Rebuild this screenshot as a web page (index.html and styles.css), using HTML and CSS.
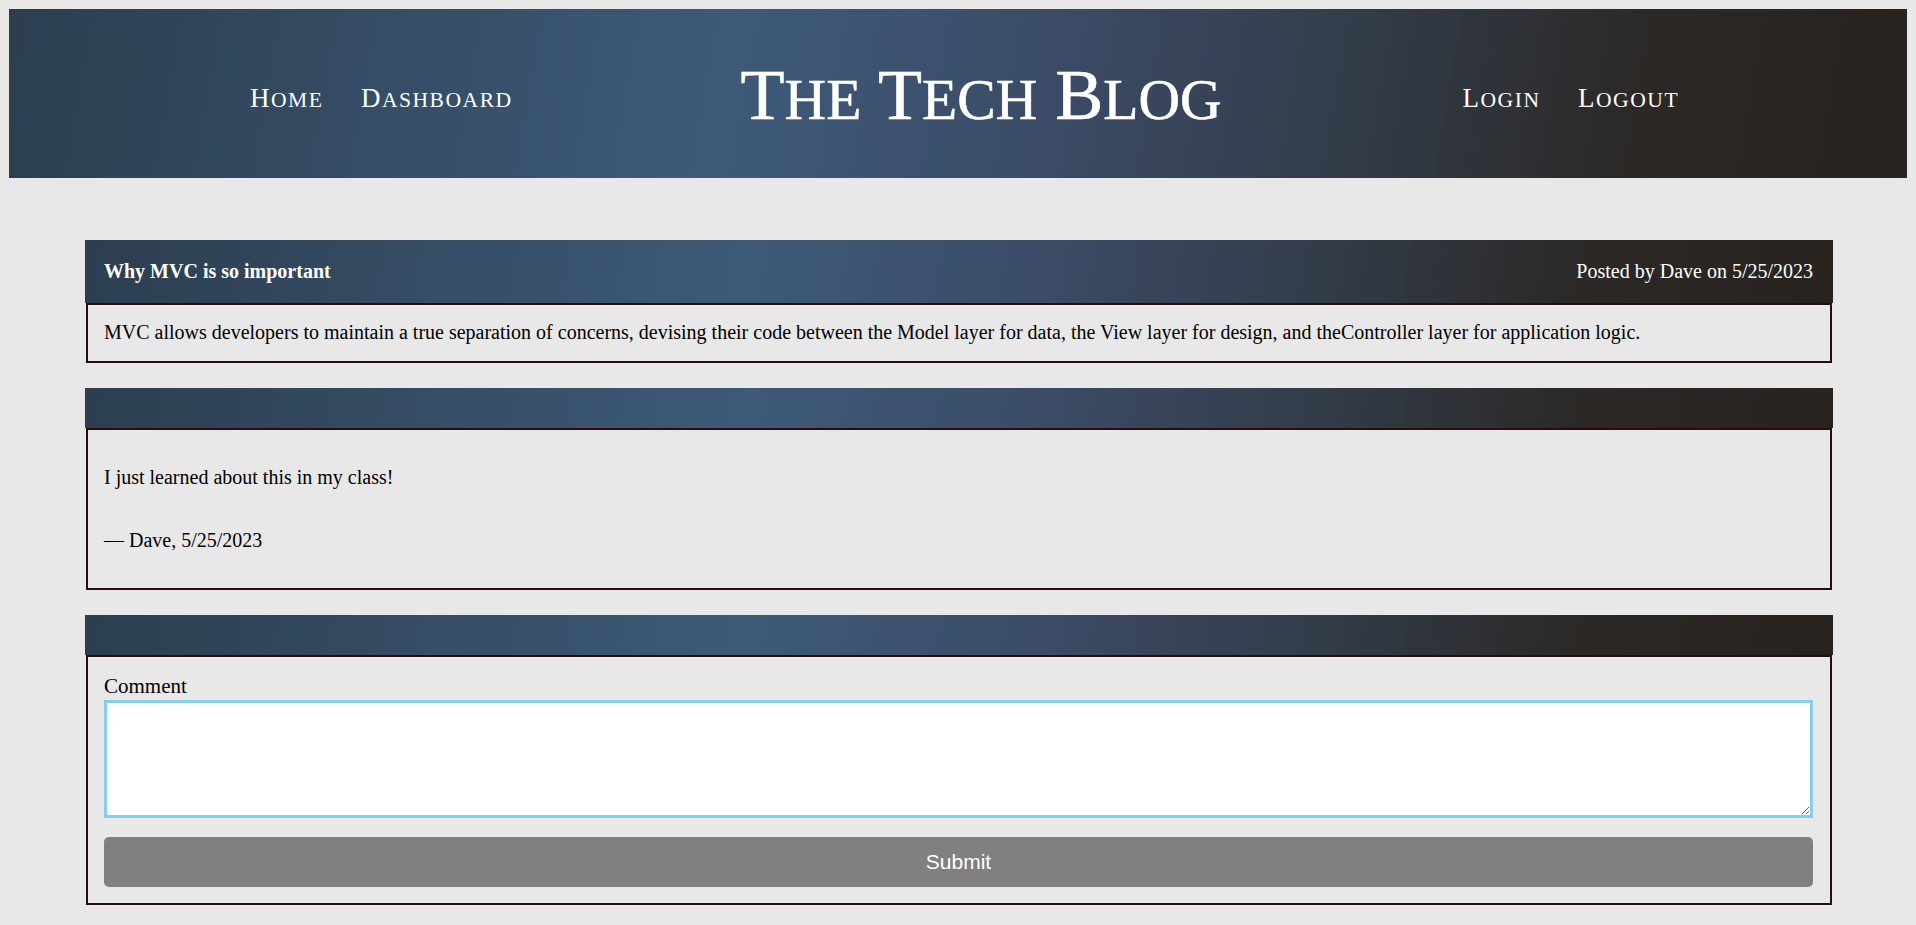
FILE: index.html
```html
<!DOCTYPE html>
<html lang="en">
<head>
<meta charset="utf-8">
<title>The Tech Blog</title>
<link rel="stylesheet" href="styles.css">
</head>
<body>
<header class="site-header">
  <nav class="nav nav-left">
    <a href="#" class="nav-link">H<span class="sc">ome</span></a>
    <a href="#" class="nav-link">D<span class="sc">ashboard</span></a>
  </nav>
  <h1 class="site-title">T<span class="sc">he</span> T<span class="sc">ech</span> B<span class="sc">log</span></h1>
  <nav class="nav nav-right">
    <a href="#" class="nav-link">L<span class="sc">ogin</span></a>
    <a href="#" class="nav-link">L<span class="sc">ogout</span></a>
  </nav>
</header>
<main class="content">
  <article class="card post">
    <div class="card-header post-header">
      <span class="post-title">Why MVC is so important</span>
      <span class="post-meta">Posted by Dave on 5/25/2023</span>
    </div>
    <div class="card-body post-body">
      <p>MVC allows developers to maintain a true separation of concerns, devising their code between the Model layer for data, the View layer for design, and theController layer for application logic.</p>
    </div>
  </article>
  <section class="card comment">
    <div class="card-header"></div>
    <div class="card-body comment-body">
      <p class="comment-text">I just learned about this in my class!</p>
      <p class="comment-meta">— Dave, 5/25/2023</p>
    </div>
  </section>
  <section class="card comment-form-card">
    <div class="card-header"></div>
    <form class="card-body comment-form">
      <label for="comment" class="comment-label">Comment</label>
      <textarea id="comment" class="comment-input"></textarea>
      <button type="submit" class="submit-btn">Submit</button>
    </form>
  </section>
</main>
</body>
</html>
```

FILE: styles.css
```css
* {
  box-sizing: border-box;
}

html,
body {
  margin: 0;
}

body {
  background: #e8e8e8;
  padding: 9px;
  font-family: "Liberation Serif", "Times New Roman", serif;
  color: #000;
}

.site-header,
.card-header {
  background: linear-gradient(100deg, #2c3e50 0%, #3d5a78 38%, #3b4b66 55%, #323a46 72%, #2b2825 86%, #29231f 100%);
}

.site-header {
  display: flex;
  align-items: center;
  justify-content: space-evenly;
  height: 169px;
  padding-top: 4px;
  color: #fff;
}

.nav {
  display: flex;
  gap: 37.5px;
  padding: 5px 0 0 13px;
  font-size: 27px;
  letter-spacing: 1.5px;
}

.nav-link {
  color: #fff;
  text-decoration: none;
}

.sc {
  font-size: 0.8em;
  text-transform: uppercase;
}

.site-title {
  margin: 0;
  font-size: 72px;
  font-weight: normal;
  color: #fff;
  -webkit-text-stroke: 0.6px #fff;
}

.content {
  display: flex;
  flex-direction: column;
  gap: 25px;
  margin-top: 62px;
  padding: 0 74px 0 76px;
}

.card-header {
  min-height: 40px;
  color: #fff;
}

.post-header {
  display: flex;
  justify-content: space-between;
  align-items: center;
  padding: 20px 20px 20px 19px;
  font-size: 20px;
}

.post-title {
  font-weight: bold;
}

.card-body {
  margin: 0 1px;
  border: 2px solid #2b0c0c;
}

.card-body p {
  margin: 0;
}

.post-body {
  padding: 16px 17px 17px 16px;
  font-size: 20px;
}

.comment-body {
  padding: 36px 16px;
  font-size: 20px;
}

.card-body .comment-meta {
  margin-top: 40px;
}

.comment-form {
  display: flex;
  flex-direction: column;
  padding: 17px 17px 16px 16px;
}

.comment-label {
  font-size: 21px;
  margin-bottom: 1px;
}

.comment-input {
  display: block;
  width: 100%;
  height: 118px;
  border: 3px solid #87ceeb;
  background: #fff;
  outline: none;
}

.submit-btn {
  margin-top: 19px;
  height: 50px;
  border: none;
  border-radius: 5px;
  background: #808080;
  color: #fff;
  font-family: "Liberation Sans", Arial, sans-serif;
  font-size: 21px;
}
```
※
STATED EXERCISE -
Return the whole listing, word for word, and leave out every picture.

SOLUTION FOR THIS TASK -
Rebuild this screenshot as a web page (index.html and styles.css), using HTML and CSS.
FILE: index.html
```html
<!DOCTYPE html>
<html lang="en">
<head>
<meta charset="utf-8">
<title>The Tech Blog</title>
<link rel="stylesheet" href="styles.css">
</head>
<body>
<header class="site-header">
  <nav class="nav nav-left">
    <a href="#" class="nav-link">H<span class="sc">ome</span></a>
    <a href="#" class="nav-link">D<span class="sc">ashboard</span></a>
  </nav>
  <h1 class="site-title">T<span class="sc">he</span> T<span class="sc">ech</span> B<span class="sc">log</span></h1>
  <nav class="nav nav-right">
    <a href="#" class="nav-link">L<span class="sc">ogin</span></a>
    <a href="#" class="nav-link">L<span class="sc">ogout</span></a>
  </nav>
</header>
<main class="content">
  <article class="card post">
    <div class="card-header post-header">
      <span class="post-title">Why MVC is so important</span>
      <span class="post-meta">Posted by Dave on 5/25/2023</span>
    </div>
    <div class="card-body post-body">
      <p>MVC allows developers to maintain a true separation of concerns, devising their code between the Model layer for data, the View layer for design, and theController layer for application logic.</p>
    </div>
  </article>
  <section class="card comment">
    <div class="card-header"></div>
    <div class="card-body comment-body">
      <p class="comment-text">I just learned about this in my class!</p>
      <p class="comment-meta">— Dave, 5/25/2023</p>
    </div>
  </section>
  <section class="card comment-form-card">
    <div class="card-header"></div>
    <form class="card-body comment-form">
      <label for="comment" class="comment-label">Comment</label>
      <textarea id="comment" class="comment-input"></textarea>
      <button type="submit" class="submit-btn">Submit</button>
    </form>
  </section>
</main>
</body>
</html>
```

FILE: styles.css
```css
* {
  box-sizing: border-box;
}

html,
body {
  margin: 0;
}

body {
  background: #e8e8e8;
  padding: 9px;
  font-family: "Liberation Serif", "Times New Roman", serif;
  color: #000;
}

.site-header,
.card-header {
  background: linear-gradient(100deg, #2c3e50 0%, #3d5a78 38%, #3b4b66 55%, #323a46 72%, #2b2825 86%, #29231f 100%);
}

.site-header {
  display: flex;
  align-items: center;
  justify-content: space-evenly;
  height: 169px;
  padding-top: 4px;
  color: #fff;
}

.nav {
  display: flex;
  gap: 37.5px;
  padding: 5px 0 0 13px;
  font-size: 27px;
  letter-spacing: 1.5px;
}

.nav-link {
  color: #fff;
  text-decoration: none;
}

.sc {
  font-size: 0.8em;
  text-transform: uppercase;
}

.site-title {
  margin: 0;
  font-size: 72px;
  font-weight: normal;
  color: #fff;
  -webkit-text-stroke: 0.6px #fff;
}

.content {
  display: flex;
  flex-direction: column;
  gap: 25px;
  margin-top: 62px;
  padding: 0 74px 0 76px;
}

.card-header {
  min-height: 40px;
  color: #fff;
}

.post-header {
  display: flex;
  justify-content: space-between;
  align-items: center;
  padding: 20px 20px 20px 19px;
  font-size: 20px;
}

.post-title {
  font-weight: bold;
}

.card-body {
  margin: 0 1px;
  border: 2px solid #2b0c0c;
}

.card-body p {
  margin: 0;
}

.post-body {
  padding: 16px 17px 17px 16px;
  font-size: 20px;
}

.comment-body {
  padding: 36px 16px;
  font-size: 20px;
}

.card-body .comment-meta {
  margin-top: 40px;
}

.comment-form {
  display: flex;
  flex-direction: column;
  padding: 17px 17px 16px 16px;
}

.comment-label {
  font-size: 21px;
  margin-bottom: 1px;
}

.comment-input {
  display: block;
  width: 100%;
  height: 118px;
  border: 3px solid #87ceeb;
  background: #fff;
  outline: none;
}

.submit-btn {
  margin-top: 19px;
  height: 50px;
  border: none;
  border-radius: 5px;
  background: #808080;
  color: #fff;
  font-family: "Liberation Sans", Arial, sans-serif;
  font-size: 21px;
}
```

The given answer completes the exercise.